C’è il via libera del Consiglio dei ministri al disegno di legge di ratifica dell’intesa tra Italia e Albania sui migranti. Nelle strutture previste dal Protocollodue, e da sole costeranno quanto tutti i Cpr italiani – “possono essere condotte esclusivamente persone imbarcate su mezzi delle autorità italiane all’esterno” dei confini marittimi dell’Unione europea, “anche a seguito di operazioni di soccorso”.

L’inedito progetto dovrà infatti fare i conti con il diritto europeo e internazionale, e nelle scorse settimane l’unica osservazione pubblica arrivata da Bruxelles ha precisato l’importanza del “luogo dove opera un’imbarcazione”, e che quindi se il salvataggio avviene in acque internazionali “non si applica il diritto di asilo comunitario e l’Italia è legittimata a portare queste persone in un altro Paese”. Nella bozza entrata in Consiglio dei ministri si prevedono oneri per circa 87 milioni di euro a partire dal 2024, ma quelli complessivi non erano ancora messi nero su bianco.

Le due aree sono equiparate “alle zone di frontiera o di transito”, dove “si prevede l’espletamento delle procedure accelerate” al confine, e sono “sono assimilate rispettivamente agli hotspot e ai centri di permanenza per il rimpatrio”, spiega Palazzo Chigi nel comunicato post Consiglio dei ministri che ha dato l’ok al protocollo firmato dalla presidente del Consiglio Giorgia Meloni e dal premier albanese Edi Rama.

La competenza sulle procedure per le richieste di asilo sarà del Tribunale di Roma. È previsto che solo in “casi eccezionali” sia possibile trasferire il migrante dalle strutture albanesi a strutture corrispondenti situate nel territorio italiano, su disposizione del responsabile italiano del centro: in questi casi è comunque prevista la “persistenza del titolo di trattenimento e la continuazione della procedura avviata, senza la necessità di avviarla ex novo”, ha spiegato il governo dopo l’ok al protocollo, criticato da diverse parti nell’ultimo mese.

I centri potranno tecnicamente ospitare fino a 3mila persone, ma almeno in una fase iniziale saranno in realtà molte meno e in ogni caso il numero va inteso come totale annuo e non in contemporanea.
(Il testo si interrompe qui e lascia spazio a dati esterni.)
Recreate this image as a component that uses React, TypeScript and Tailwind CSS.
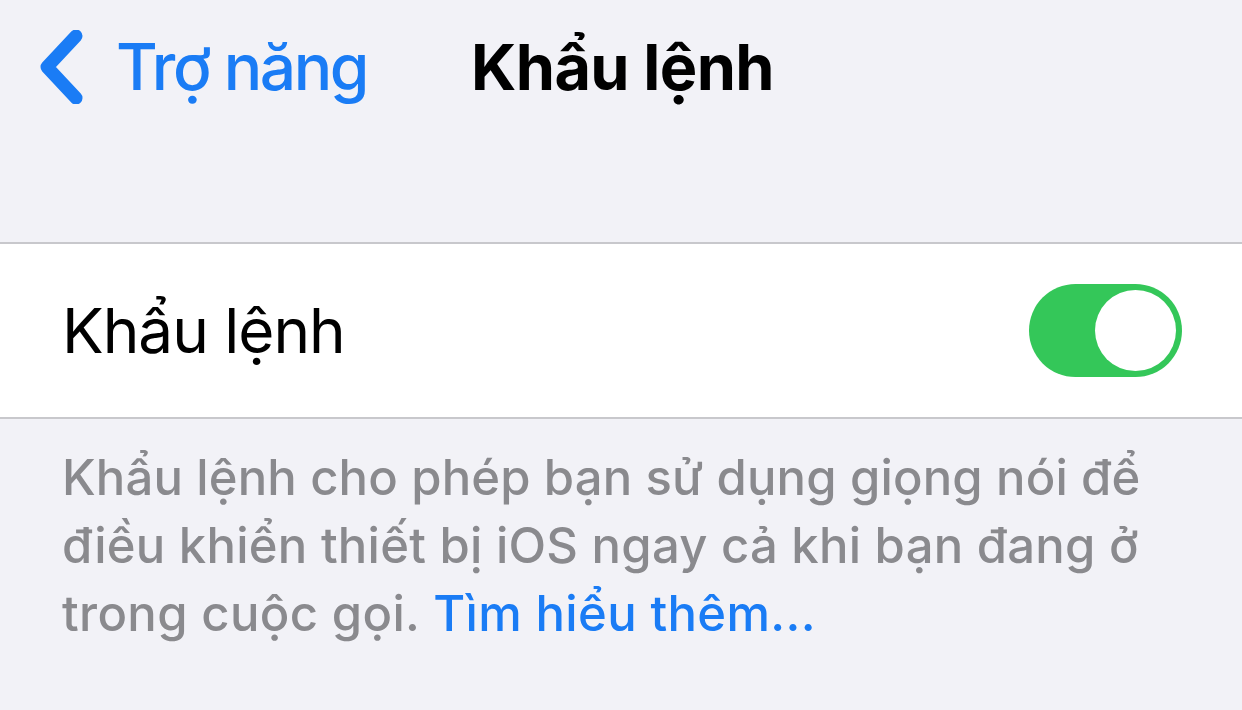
import React from "react";

// iOS Settings — "Khẩu lệnh" (Voice Control) detail screen, zoomed

function BackChevron() {
  return (
    <svg width="46" height="74" viewBox="0 0 46 74" fill="none" aria-hidden="true">
      <path
        d="M36 6 L7 37 L36 68"
        stroke="#1a7cf5"
        strokeWidth="13"
        strokeLinecap="round"
        strokeLinejoin="round"
      />
    </svg>
  );
}

function Toggle() {
  return (
    <div className="flex h-[93px] w-[153px] items-center justify-end rounded-full bg-[#34c759] pr-[6px]">
      <div className="h-[81px] w-[81px] rounded-full bg-white" />
    </div>
  );
}

export default function App() {
  return (
    <div
      className="h-[710px] w-[1242px] overflow-hidden bg-[#f2f2f7]"
      style={{ fontFamily: "Inter, 'Noto Sans', sans-serif" }}
    >
      {/* Nav bar */}
      <div className="flex h-[134px] items-center">
        <div className="flex items-center pl-[40px] text-[#1a7cf5]">
          <BackChevron />
          <span className="ml-[30px] text-[64px] leading-none font-medium tracking-[-2.4px]">
            Trợ năng
          </span>
        </div>
        <span className="ml-[104px] text-[63px] leading-none font-bold tracking-[-0.6px] text-black">
          Khẩu lệnh
        </span>
      </div>

      {/* Section */}
      <div className="mt-[108px] flex h-[177px] items-center justify-between border-y-2 border-[#c8c8cc] bg-white pr-[60px] pl-[62px]">
        <span className="text-[62px] leading-none font-normal tracking-[-1px] text-black">
          Khẩu lệnh
        </span>
        <Toggle />
      </div>

      {/* Footer */}
      <p className="flex flex-col px-[62px] pt-[25px] text-[49px] leading-[68px] font-medium whitespace-nowrap text-[#8a8a8e]">
        <span className="tracking-[0.15px]">Khẩu lệnh cho phép bạn sử dụng giọng nói để</span>
        <span className="tracking-[0.25px]">điều khiển thiết bị iOS ngay cả khi bạn đang ở</span>
        <span className="tracking-[0.35px]">
          trong cuộc gọi. <span className="text-[#1a7cf5]">Tìm hiểu thêm...</span>
        </span>
      </p>
    </div>
  );
}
Al porto di Shengjin, l’Italia si occuperà delle procedure di sbarco e identificazione e realizzerà un centro di prima accoglienza e screening. A Gjader, nel nord ovest dell’Albania, realizzerà una struttura modello Cpr per le successive procedure.

Per la prima, assimilata dal disegno di legge a un hotspot, è previsto un perimetro di circa 240 metri, con una recinzione esterna di 4 metri. L’altra, un centro di permanenza per il rimpatrio, dove avverrà l’accertamento dei presupposti per la protezione internazionale e per il rimpatrio dei migranti che non hanno diritto a entrare e stare in Italia, sorgerebbe su una superficie edificabile di 77.700 metri quadrati, dove ora ci sono dieci edifici definiti “fatiscenti” nelle schede dello stesso protocollo.